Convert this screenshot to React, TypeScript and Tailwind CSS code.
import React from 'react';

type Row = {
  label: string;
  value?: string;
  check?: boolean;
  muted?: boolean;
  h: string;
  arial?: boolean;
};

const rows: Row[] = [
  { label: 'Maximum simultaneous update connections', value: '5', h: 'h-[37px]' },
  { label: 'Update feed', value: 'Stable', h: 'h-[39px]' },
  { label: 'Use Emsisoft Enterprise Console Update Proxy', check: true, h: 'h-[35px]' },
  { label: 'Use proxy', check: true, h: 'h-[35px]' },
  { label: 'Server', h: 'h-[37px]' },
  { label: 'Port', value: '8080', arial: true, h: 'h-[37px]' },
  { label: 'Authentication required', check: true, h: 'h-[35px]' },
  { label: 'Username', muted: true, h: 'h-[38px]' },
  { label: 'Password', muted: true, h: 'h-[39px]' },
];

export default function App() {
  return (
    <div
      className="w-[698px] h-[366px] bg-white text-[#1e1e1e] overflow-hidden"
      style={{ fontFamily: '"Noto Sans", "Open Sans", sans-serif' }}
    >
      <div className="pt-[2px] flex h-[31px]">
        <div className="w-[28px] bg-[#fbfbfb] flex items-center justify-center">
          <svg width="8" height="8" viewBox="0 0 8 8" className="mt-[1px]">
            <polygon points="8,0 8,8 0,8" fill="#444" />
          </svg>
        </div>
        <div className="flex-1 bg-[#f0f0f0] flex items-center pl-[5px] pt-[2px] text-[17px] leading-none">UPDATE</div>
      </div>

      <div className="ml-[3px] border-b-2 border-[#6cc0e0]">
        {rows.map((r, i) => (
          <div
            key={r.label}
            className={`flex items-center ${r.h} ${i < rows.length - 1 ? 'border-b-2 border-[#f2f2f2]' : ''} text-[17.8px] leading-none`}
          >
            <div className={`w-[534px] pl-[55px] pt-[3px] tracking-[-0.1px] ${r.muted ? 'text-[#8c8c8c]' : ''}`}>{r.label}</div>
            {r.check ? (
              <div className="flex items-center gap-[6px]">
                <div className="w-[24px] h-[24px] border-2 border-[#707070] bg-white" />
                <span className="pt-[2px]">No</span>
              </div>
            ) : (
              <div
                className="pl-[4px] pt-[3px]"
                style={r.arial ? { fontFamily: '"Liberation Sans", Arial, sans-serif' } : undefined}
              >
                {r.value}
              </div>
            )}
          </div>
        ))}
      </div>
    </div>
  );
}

Instructions for the task: Copy each line containing the word "React" from the data.

Solution to the exercise:
Convert this screenshot to React, TypeScript and Tailwind CSS code.
import React from 'react';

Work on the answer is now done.